** Stated problem **
Leave out any pictures and transcribe all other data below exactly.

** Data **

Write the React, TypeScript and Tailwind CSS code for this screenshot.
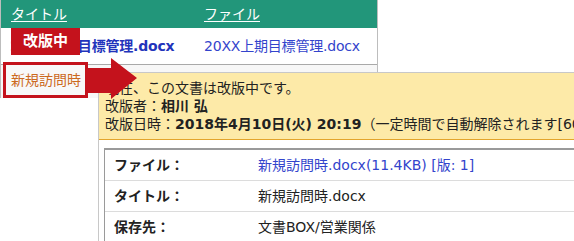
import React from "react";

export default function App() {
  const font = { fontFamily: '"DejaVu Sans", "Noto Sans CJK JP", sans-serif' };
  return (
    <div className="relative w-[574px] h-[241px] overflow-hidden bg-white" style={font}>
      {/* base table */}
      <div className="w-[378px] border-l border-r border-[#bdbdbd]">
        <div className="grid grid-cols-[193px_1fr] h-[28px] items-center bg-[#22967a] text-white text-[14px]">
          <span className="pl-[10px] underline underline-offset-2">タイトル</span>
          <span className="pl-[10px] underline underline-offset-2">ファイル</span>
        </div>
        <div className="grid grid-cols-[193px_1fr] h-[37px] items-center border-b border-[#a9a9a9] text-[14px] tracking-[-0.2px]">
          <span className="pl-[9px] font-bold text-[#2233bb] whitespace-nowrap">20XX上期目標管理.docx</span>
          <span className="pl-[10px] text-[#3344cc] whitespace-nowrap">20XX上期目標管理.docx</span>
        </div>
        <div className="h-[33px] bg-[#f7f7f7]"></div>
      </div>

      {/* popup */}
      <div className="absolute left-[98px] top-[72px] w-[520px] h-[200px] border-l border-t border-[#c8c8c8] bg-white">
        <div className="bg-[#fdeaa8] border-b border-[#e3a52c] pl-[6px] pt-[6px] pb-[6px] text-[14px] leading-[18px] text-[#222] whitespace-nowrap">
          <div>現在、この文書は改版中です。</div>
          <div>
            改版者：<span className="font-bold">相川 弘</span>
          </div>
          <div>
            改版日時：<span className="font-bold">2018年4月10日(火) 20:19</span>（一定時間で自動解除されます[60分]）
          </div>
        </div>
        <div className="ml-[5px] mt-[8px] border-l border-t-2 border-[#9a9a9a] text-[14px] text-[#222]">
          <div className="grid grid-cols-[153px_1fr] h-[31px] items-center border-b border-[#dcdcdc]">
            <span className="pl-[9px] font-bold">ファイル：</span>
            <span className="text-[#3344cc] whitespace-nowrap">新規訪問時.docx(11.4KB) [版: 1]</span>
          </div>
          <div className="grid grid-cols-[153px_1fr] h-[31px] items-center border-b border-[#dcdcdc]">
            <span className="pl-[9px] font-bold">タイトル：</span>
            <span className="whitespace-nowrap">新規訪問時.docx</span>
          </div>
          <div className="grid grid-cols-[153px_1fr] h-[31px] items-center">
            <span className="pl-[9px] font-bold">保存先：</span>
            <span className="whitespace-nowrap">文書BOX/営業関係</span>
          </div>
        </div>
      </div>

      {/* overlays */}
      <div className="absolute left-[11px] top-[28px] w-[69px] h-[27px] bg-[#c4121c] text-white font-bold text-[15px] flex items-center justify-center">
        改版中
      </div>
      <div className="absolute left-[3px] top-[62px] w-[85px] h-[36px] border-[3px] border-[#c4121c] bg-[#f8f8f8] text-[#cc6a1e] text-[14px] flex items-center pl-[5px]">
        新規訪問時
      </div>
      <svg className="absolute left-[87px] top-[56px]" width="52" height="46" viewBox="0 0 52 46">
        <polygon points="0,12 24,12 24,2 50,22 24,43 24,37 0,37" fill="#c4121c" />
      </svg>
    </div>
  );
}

** Solution **
Write the React, TypeScript and Tailwind CSS code for this screenshot.
import React from "react";

export default function App() {
  const font = { fontFamily: '"DejaVu Sans", "Noto Sans CJK JP", sans-serif' };
  return (
    <div className="relative w-[574px] h-[241px] overflow-hidden bg-white" style={font}>
      {/* base table */}
      <div className="w-[378px] border-l border-r border-[#bdbdbd]">
        <div className="grid grid-cols-[193px_1fr] h-[28px] items-center bg-[#22967a] text-white text-[14px]">
          <span className="pl-[10px] underline underline-offset-2">タイトル</span>
          <span className="pl-[10px] underline underline-offset-2">ファイル</span>
        </div>
        <div className="grid grid-cols-[193px_1fr] h-[37px] items-center border-b border-[#a9a9a9] text-[14px] tracking-[-0.2px]">
          <span className="pl-[9px] font-bold text-[#2233bb] whitespace-nowrap">20XX上期目標管理.docx</span>
          <span className="pl-[10px] text-[#3344cc] whitespace-nowrap">20XX上期目標管理.docx</span>
        </div>
        <div className="h-[33px] bg-[#f7f7f7]"></div>
      </div>

      {/* popup */}
      <div className="absolute left-[98px] top-[72px] w-[520px] h-[200px] border-l border-t border-[#c8c8c8] bg-white">
        <div className="bg-[#fdeaa8] border-b border-[#e3a52c] pl-[6px] pt-[6px] pb-[6px] text-[14px] leading-[18px] text-[#222] whitespace-nowrap">
          <div>現在、この文書は改版中です。</div>
          <div>
            改版者：<span className="font-bold">相川 弘</span>
          </div>
          <div>
            改版日時：<span className="font-bold">2018年4月10日(火) 20:19</span>（一定時間で自動解除されます[60分]）
          </div>
        </div>
        <div className="ml-[5px] mt-[8px] border-l border-t-2 border-[#9a9a9a] text-[14px] text-[#222]">
          <div className="grid grid-cols-[153px_1fr] h-[31px] items-center border-b border-[#dcdcdc]">
            <span className="pl-[9px] font-bold">ファイル：</span>
            <span className="text-[#3344cc] whitespace-nowrap">新規訪問時.docx(11.4KB) [版: 1]</span>
          </div>
          <div className="grid grid-cols-[153px_1fr] h-[31px] items-center border-b border-[#dcdcdc]">
            <span className="pl-[9px] font-bold">タイトル：</span>
            <span className="whitespace-nowrap">新規訪問時.docx</span>
          </div>
          <div className="grid grid-cols-[153px_1fr] h-[31px] items-center">
            <span className="pl-[9px] font-bold">保存先：</span>
            <span className="whitespace-nowrap">文書BOX/営業関係</span>
          </div>
        </div>
      </div>

      {/* overlays */}
      <div className="absolute left-[11px] top-[28px] w-[69px] h-[27px] bg-[#c4121c] text-white font-bold text-[15px] flex items-center justify-center">
        改版中
      </div>
      <div className="absolute left-[3px] top-[62px] w-[85px] h-[36px] border-[3px] border-[#c4121c] bg-[#f8f8f8] text-[#cc6a1e] text-[14px] flex items-center pl-[5px]">
        新規訪問時
      </div>
      <svg className="absolute left-[87px] top-[56px]" width="52" height="46" viewBox="0 0 52 46">
        <polygon points="0,12 24,12 24,2 50,22 24,43 24,37 0,37" fill="#c4121c" />
      </svg>
    </div>
  );
}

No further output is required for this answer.